The Weekly Ringer

The University of Mary Washington Student Newspaper

Review Flogging Molly's "Float" a Return to Form

2 min read

By STONE FERRELL


In their first album in close to four years, Flogging Molly delivers their most developed, sophisticated work yet. With a mix of charging percussion, some violin for grace and enough guitar to give it that Irish whiskey kick, Float is a slick piece of punk with some measured polish.

Flogging Molly’s seventh album is not so much a return to form, as it is a refinement of it. While at times it’s reminiscent of some of their previous efforts on albums like Within a Mile of Home and Drunken Lullabies, the production on Float reveals a confidence and assurance in the band, especially in lead singer Dave King.

And if songs like Lightning Storm and Requiem for a Dying Song are any indication, he’s been watching the news closely.

The first track, Requiem for a Dying Song, rings so hard and so loudly with its guitars and accordion that it’s hard to hear what’s behind the music: an opening shot.

That is, until the lyrics kick in: “There’s a government whip cracked across your back/Where the order of the day is don’t listen, attack.” Flogging Molly’s opening number is an anthem for the “Bushwhacked town” of America that it describes, and it sets the tone for the rest of the record.

This sort of commentary is really nothing new for King, and the songs on Float show that years of touring and what must by now be buckets of Guinness haven’t dulled Flogging Molly’s senses, and Lightning Storm raises the stakes further.

The song listens like a race.
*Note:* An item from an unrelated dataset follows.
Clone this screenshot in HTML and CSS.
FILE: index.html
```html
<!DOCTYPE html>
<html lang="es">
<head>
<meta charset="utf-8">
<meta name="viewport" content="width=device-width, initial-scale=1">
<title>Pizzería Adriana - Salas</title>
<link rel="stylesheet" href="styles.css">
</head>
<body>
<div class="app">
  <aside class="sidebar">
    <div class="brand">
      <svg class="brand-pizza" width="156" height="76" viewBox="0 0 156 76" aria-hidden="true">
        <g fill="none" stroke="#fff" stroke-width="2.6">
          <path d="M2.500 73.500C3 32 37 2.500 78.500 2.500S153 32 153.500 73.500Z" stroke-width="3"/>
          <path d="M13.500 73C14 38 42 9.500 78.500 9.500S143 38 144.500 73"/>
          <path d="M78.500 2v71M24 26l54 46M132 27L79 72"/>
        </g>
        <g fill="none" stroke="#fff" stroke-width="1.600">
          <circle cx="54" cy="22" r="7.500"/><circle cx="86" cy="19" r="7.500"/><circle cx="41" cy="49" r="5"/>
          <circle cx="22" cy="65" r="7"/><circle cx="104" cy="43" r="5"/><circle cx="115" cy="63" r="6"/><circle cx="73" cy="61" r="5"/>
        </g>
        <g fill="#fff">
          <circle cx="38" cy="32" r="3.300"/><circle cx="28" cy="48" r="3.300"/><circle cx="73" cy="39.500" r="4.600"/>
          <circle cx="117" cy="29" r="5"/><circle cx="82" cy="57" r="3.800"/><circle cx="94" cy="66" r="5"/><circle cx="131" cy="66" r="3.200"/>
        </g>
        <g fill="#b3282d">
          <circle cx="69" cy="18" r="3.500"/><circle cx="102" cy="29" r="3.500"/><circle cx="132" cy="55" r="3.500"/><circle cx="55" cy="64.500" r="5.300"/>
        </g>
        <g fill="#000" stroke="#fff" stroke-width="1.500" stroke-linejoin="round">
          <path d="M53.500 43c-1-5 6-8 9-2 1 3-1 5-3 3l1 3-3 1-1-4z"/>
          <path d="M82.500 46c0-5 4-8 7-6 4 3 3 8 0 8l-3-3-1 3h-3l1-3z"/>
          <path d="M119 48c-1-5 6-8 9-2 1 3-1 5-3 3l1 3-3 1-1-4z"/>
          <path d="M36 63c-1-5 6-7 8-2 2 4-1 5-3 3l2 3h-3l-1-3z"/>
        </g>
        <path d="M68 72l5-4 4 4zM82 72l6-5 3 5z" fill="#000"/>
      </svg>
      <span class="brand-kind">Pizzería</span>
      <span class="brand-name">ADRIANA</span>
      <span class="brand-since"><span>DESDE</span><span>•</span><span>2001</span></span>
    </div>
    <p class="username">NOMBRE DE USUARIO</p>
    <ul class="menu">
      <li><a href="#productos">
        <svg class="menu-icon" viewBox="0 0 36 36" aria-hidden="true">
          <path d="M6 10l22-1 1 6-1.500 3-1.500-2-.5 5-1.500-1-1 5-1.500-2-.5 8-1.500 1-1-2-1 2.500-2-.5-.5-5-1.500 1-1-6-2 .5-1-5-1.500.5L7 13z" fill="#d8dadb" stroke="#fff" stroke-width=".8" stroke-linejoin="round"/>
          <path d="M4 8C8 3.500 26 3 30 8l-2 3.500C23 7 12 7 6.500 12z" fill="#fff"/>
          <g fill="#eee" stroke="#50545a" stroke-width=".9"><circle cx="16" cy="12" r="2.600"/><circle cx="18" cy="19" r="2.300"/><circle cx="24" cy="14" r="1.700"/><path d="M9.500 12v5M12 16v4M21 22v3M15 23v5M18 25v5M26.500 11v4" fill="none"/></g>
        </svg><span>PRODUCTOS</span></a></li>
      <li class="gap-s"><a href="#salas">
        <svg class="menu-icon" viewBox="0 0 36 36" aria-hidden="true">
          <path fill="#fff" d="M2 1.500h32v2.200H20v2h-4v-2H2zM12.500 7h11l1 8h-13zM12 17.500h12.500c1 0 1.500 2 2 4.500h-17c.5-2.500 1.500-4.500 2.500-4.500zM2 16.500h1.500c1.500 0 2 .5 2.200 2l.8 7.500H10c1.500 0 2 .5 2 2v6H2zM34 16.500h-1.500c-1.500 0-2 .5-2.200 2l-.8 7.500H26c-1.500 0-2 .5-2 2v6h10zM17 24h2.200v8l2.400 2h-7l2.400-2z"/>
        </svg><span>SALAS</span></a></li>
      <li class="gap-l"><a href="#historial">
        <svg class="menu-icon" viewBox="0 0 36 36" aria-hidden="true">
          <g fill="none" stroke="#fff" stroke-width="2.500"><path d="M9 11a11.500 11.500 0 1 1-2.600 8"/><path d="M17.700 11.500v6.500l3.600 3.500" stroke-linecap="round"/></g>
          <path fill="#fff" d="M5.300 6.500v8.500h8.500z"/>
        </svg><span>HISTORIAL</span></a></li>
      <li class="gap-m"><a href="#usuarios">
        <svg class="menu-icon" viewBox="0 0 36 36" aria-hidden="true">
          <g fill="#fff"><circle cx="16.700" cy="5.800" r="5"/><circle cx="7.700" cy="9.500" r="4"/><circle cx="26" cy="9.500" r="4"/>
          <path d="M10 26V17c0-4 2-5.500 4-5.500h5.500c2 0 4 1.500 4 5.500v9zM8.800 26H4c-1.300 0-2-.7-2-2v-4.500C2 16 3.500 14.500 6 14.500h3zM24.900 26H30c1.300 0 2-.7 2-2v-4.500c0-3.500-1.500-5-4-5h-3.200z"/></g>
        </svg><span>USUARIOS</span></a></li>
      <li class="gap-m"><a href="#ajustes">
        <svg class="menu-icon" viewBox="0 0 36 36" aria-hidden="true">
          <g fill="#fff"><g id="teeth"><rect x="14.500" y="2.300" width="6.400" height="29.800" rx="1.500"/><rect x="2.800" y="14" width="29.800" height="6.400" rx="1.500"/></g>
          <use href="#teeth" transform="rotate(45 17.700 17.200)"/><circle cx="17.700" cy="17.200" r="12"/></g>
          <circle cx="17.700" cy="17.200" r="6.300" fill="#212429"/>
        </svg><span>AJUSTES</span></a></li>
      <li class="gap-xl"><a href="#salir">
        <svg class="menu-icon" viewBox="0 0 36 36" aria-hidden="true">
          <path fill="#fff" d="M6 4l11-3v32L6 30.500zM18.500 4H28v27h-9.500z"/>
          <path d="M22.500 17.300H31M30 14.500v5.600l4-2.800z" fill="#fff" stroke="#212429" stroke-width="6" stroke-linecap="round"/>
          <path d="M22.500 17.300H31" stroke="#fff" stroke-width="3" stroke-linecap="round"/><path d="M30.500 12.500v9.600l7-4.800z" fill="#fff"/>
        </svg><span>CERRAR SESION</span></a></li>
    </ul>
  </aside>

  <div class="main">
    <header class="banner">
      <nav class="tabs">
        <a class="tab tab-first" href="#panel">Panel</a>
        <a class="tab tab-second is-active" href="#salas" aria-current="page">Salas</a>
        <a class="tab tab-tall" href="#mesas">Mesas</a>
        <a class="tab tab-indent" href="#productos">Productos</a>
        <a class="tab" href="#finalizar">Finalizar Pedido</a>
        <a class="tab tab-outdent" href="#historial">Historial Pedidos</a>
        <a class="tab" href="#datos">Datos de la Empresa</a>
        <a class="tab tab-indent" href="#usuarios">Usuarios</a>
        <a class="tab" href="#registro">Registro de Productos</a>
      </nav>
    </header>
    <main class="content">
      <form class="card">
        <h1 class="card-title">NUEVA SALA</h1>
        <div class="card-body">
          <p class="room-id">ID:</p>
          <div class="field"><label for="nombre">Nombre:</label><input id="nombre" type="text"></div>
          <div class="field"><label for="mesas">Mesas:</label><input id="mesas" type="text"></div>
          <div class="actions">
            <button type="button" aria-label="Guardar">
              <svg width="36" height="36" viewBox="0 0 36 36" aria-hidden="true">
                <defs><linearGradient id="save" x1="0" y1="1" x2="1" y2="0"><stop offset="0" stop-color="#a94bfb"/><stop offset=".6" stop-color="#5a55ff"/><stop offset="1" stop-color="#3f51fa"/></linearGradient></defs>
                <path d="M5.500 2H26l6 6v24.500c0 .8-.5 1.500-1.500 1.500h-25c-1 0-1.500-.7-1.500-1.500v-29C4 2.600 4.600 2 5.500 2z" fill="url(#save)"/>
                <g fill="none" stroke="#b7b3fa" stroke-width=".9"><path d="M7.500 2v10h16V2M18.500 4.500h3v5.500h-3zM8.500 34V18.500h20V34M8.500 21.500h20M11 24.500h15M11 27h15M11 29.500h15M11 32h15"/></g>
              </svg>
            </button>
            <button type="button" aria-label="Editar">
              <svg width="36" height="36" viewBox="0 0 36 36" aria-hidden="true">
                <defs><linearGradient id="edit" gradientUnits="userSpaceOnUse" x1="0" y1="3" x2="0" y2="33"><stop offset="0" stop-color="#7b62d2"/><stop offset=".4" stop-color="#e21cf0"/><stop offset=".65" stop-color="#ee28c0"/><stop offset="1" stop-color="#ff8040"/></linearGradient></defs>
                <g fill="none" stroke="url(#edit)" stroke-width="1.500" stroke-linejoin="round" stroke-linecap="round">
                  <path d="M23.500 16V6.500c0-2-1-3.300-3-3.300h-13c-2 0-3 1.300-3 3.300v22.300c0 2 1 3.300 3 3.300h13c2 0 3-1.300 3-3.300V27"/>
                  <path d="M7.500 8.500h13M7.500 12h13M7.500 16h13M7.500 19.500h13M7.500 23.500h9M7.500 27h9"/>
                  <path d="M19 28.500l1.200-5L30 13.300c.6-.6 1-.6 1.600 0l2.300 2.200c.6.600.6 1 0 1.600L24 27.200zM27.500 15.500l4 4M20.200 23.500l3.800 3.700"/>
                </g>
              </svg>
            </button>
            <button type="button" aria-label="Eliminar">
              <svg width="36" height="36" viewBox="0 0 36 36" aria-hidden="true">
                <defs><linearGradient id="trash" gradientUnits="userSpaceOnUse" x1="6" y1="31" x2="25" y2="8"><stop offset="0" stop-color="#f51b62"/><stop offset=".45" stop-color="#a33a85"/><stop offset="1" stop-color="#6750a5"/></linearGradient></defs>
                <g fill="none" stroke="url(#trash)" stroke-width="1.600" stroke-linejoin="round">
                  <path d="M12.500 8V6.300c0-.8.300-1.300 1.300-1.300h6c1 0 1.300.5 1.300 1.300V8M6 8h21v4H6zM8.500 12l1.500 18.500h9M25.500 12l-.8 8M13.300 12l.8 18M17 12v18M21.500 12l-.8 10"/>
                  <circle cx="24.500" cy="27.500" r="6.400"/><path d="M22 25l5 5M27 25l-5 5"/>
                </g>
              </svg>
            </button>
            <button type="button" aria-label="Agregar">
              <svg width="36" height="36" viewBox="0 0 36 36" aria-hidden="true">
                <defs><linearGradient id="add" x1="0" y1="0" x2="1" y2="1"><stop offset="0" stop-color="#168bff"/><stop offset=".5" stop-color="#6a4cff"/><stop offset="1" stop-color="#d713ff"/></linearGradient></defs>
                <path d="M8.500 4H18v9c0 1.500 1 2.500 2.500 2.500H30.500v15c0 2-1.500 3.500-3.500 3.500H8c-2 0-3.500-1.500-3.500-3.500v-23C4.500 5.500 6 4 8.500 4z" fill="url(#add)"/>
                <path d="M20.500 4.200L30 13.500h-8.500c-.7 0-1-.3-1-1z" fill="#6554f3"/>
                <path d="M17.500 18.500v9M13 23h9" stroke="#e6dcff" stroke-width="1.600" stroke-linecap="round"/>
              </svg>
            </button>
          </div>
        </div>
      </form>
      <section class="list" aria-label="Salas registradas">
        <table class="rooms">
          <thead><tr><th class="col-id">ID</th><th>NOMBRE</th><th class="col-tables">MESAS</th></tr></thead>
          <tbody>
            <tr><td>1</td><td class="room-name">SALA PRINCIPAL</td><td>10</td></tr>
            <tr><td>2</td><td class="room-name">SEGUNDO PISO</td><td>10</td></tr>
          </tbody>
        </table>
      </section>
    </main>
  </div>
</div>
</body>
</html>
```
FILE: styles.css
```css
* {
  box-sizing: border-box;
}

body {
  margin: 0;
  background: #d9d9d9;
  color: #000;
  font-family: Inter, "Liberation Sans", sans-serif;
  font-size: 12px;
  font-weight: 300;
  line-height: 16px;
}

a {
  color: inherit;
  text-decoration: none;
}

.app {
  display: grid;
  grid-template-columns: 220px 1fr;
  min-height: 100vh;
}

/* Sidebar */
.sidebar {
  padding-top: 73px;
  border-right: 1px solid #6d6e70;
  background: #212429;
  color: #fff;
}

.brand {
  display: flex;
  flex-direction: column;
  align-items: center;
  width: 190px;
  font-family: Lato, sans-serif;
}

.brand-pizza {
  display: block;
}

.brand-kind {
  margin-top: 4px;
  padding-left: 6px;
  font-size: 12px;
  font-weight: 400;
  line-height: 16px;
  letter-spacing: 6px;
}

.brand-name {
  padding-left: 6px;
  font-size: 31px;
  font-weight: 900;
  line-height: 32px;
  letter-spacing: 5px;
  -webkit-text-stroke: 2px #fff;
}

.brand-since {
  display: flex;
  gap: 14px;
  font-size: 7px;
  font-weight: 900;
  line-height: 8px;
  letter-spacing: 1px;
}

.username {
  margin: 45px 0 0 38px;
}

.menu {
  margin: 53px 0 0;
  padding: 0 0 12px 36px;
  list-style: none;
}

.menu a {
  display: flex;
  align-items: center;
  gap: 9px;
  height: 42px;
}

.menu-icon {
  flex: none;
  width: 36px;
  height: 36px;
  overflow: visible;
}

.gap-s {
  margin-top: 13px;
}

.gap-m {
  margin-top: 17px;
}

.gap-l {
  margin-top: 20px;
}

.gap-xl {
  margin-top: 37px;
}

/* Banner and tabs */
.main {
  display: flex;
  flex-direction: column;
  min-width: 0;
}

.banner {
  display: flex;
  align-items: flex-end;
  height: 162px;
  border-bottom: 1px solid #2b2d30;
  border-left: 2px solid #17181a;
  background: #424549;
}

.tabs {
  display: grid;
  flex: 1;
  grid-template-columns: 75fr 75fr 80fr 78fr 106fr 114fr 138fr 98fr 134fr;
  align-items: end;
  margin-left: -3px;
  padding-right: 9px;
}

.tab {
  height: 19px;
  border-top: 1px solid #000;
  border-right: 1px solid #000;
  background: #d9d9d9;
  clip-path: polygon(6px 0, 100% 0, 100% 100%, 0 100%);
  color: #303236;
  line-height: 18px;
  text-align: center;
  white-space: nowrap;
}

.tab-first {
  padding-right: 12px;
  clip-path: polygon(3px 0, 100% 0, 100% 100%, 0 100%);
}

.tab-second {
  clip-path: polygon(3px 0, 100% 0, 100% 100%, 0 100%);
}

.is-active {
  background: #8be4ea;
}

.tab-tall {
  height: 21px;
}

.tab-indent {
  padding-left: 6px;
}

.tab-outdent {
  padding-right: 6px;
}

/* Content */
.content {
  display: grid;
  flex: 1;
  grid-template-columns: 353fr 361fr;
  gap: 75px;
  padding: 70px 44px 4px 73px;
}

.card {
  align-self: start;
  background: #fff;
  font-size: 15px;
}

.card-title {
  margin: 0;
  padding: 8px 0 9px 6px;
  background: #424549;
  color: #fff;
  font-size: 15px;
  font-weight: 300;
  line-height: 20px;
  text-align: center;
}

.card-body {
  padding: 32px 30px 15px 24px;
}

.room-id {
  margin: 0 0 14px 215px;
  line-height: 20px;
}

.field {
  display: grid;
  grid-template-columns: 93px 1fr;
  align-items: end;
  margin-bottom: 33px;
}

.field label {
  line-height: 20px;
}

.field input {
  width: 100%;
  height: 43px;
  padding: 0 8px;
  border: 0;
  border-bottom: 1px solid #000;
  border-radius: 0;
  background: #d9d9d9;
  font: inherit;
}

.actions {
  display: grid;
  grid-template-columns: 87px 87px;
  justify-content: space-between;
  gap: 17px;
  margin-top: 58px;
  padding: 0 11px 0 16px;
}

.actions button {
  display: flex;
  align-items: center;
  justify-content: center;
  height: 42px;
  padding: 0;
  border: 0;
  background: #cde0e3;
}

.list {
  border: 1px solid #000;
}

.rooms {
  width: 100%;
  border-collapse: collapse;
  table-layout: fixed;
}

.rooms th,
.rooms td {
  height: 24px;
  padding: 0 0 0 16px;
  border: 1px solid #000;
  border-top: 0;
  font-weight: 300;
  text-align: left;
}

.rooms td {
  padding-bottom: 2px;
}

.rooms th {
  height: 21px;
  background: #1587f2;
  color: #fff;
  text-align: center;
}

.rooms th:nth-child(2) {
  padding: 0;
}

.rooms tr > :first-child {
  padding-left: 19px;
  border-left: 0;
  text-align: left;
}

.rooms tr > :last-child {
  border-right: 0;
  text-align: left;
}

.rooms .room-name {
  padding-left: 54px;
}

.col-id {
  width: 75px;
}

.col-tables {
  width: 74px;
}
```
George Schwindt and his snare drum shout “GO” and Matt Hensley’s accordion and Bridget Regan’s violin are off and running, with King’s vocals chasing after, trying to keep up.

The chorus soars and plummets, and the startling imagery of blood running cold on desert sands and a damning decry of Bush’s stay-the-course mentality combine to make Lightning Storm the slickest, most addictive track on the album.

And it’s not all bad—at the end, this is Flogging Molly’s message to us. While King’s lyrics posses their own degree of fatalism, they’re redeemed quickly by the rushing energy and fun of the music.

Many of the tracks here resound with heartfelt, sincere compassion for those on the down side of things, be it love or politics. With Float, Flogging Molly uses all their tools to create a solid album that’s as much Guinness as at is heart, full of hard-charging anthems for the downtrodden.